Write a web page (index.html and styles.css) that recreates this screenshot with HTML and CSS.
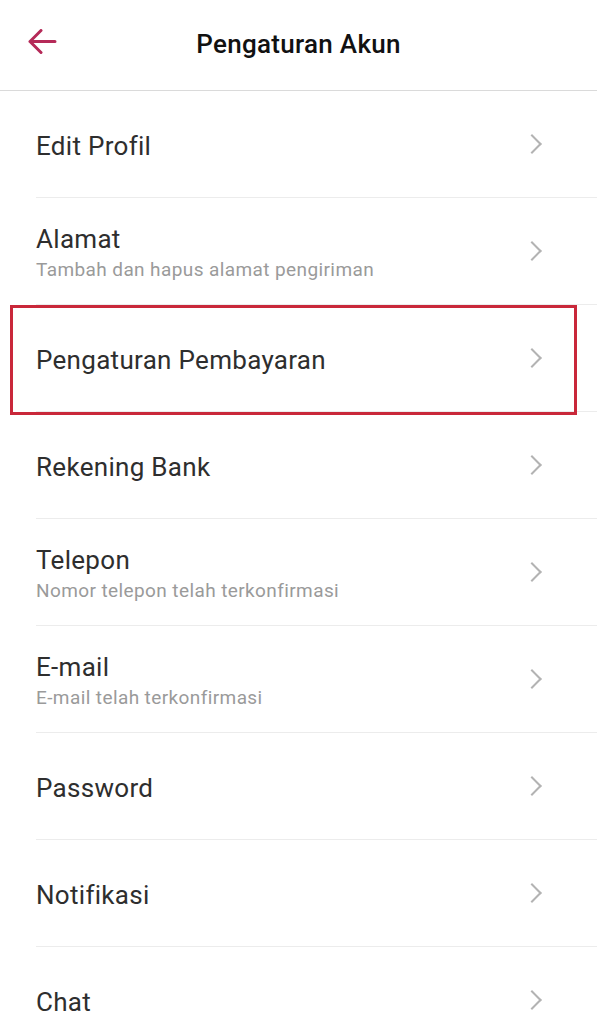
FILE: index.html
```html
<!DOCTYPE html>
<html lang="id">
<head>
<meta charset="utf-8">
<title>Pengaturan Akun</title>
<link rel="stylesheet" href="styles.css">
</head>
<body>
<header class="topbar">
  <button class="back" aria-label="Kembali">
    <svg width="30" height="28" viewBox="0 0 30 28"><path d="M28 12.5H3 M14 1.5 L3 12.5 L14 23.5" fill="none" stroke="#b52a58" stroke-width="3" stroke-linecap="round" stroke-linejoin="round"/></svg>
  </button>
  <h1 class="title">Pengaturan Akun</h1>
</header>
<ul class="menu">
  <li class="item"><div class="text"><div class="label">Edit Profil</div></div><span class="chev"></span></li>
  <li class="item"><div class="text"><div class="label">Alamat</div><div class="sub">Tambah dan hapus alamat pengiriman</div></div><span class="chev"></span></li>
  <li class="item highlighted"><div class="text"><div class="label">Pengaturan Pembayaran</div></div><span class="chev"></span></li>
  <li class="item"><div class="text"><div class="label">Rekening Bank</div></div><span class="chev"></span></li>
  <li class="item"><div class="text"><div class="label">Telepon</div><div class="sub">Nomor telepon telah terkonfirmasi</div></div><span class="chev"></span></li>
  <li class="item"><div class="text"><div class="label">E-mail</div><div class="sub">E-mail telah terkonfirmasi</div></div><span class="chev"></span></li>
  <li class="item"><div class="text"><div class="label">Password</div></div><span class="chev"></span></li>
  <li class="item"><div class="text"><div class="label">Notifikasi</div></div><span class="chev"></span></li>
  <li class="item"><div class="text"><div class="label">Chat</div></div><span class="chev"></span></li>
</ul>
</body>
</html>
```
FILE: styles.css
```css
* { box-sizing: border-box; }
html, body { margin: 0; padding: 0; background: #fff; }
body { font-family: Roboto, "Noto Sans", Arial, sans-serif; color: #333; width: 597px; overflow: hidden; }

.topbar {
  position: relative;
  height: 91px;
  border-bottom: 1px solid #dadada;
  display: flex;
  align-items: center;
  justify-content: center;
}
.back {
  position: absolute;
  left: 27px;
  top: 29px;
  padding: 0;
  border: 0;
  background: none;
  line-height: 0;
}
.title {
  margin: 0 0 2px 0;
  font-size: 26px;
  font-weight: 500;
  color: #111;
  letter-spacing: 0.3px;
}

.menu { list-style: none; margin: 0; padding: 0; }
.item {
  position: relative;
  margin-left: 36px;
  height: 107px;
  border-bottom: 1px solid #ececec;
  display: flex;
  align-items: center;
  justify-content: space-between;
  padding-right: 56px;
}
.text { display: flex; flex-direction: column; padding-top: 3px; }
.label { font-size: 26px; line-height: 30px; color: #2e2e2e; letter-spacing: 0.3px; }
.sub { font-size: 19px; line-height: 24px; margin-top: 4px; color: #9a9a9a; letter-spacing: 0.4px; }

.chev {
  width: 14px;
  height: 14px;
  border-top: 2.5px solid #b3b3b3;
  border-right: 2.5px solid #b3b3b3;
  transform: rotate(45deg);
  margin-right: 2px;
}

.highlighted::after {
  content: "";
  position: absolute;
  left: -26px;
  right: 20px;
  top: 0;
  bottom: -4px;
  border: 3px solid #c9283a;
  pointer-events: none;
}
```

━━━━━━━━━━━━━━━━

• What you will do: Transcribe all of the material exactly, leaving out whatever pictures it contains.

• Completed task:
Write a web page (index.html and styles.css) that recreates this screenshot with HTML and CSS.
FILE: index.html
```html
<!DOCTYPE html>
<html lang="id">
<head>
<meta charset="utf-8">
<title>Pengaturan Akun</title>
<link rel="stylesheet" href="styles.css">
</head>
<body>
<header class="topbar">
  <button class="back" aria-label="Kembali">
    <svg width="30" height="28" viewBox="0 0 30 28"><path d="M28 12.5H3 M14 1.5 L3 12.5 L14 23.5" fill="none" stroke="#b52a58" stroke-width="3" stroke-linecap="round" stroke-linejoin="round"/></svg>
  </button>
  <h1 class="title">Pengaturan Akun</h1>
</header>
<ul class="menu">
  <li class="item"><div class="text"><div class="label">Edit Profil</div></div><span class="chev"></span></li>
  <li class="item"><div class="text"><div class="label">Alamat</div><div class="sub">Tambah dan hapus alamat pengiriman</div></div><span class="chev"></span></li>
  <li class="item highlighted"><div class="text"><div class="label">Pengaturan Pembayaran</div></div><span class="chev"></span></li>
  <li class="item"><div class="text"><div class="label">Rekening Bank</div></div><span class="chev"></span></li>
  <li class="item"><div class="text"><div class="label">Telepon</div><div class="sub">Nomor telepon telah terkonfirmasi</div></div><span class="chev"></span></li>
  <li class="item"><div class="text"><div class="label">E-mail</div><div class="sub">E-mail telah terkonfirmasi</div></div><span class="chev"></span></li>
  <li class="item"><div class="text"><div class="label">Password</div></div><span class="chev"></span></li>
  <li class="item"><div class="text"><div class="label">Notifikasi</div></div><span class="chev"></span></li>
  <li class="item"><div class="text"><div class="label">Chat</div></div><span class="chev"></span></li>
</ul>
</body>
</html>
```
FILE: styles.css
```css
* { box-sizing: border-box; }
html, body { margin: 0; padding: 0; background: #fff; }
body { font-family: Roboto, "Noto Sans", Arial, sans-serif; color: #333; width: 597px; overflow: hidden; }

.topbar {
  position: relative;
  height: 91px;
  border-bottom: 1px solid #dadada;
  display: flex;
  align-items: center;
  justify-content: center;
}
.back {
  position: absolute;
  left: 27px;
  top: 29px;
  padding: 0;
  border: 0;
  background: none;
  line-height: 0;
}
.title {
  margin: 0 0 2px 0;
  font-size: 26px;
  font-weight: 500;
  color: #111;
  letter-spacing: 0.3px;
}

.menu { list-style: none; margin: 0; padding: 0; }
.item {
  position: relative;
  margin-left: 36px;
  height: 107px;
  border-bottom: 1px solid #ececec;
  display: flex;
  align-items: center;
  justify-content: space-between;
  padding-right: 56px;
}
.text { display: flex; flex-direction: column; padding-top: 3px; }
.label { font-size: 26px; line-height: 30px; color: #2e2e2e; letter-spacing: 0.3px; }
.sub { font-size: 19px; line-height: 24px; margin-top: 4px; color: #9a9a9a; letter-spacing: 0.4px; }

.chev {
  width: 14px;
  height: 14px;
  border-top: 2.5px solid #b3b3b3;
  border-right: 2.5px solid #b3b3b3;
  transform: rotate(45deg);
  margin-right: 2px;
}

.highlighted::after {
  content: "";
  position: absolute;
  left: -26px;
  right: 20px;
  top: 0;
  bottom: -4px;
  border: 3px solid #c9283a;
  pointer-events: none;
}
```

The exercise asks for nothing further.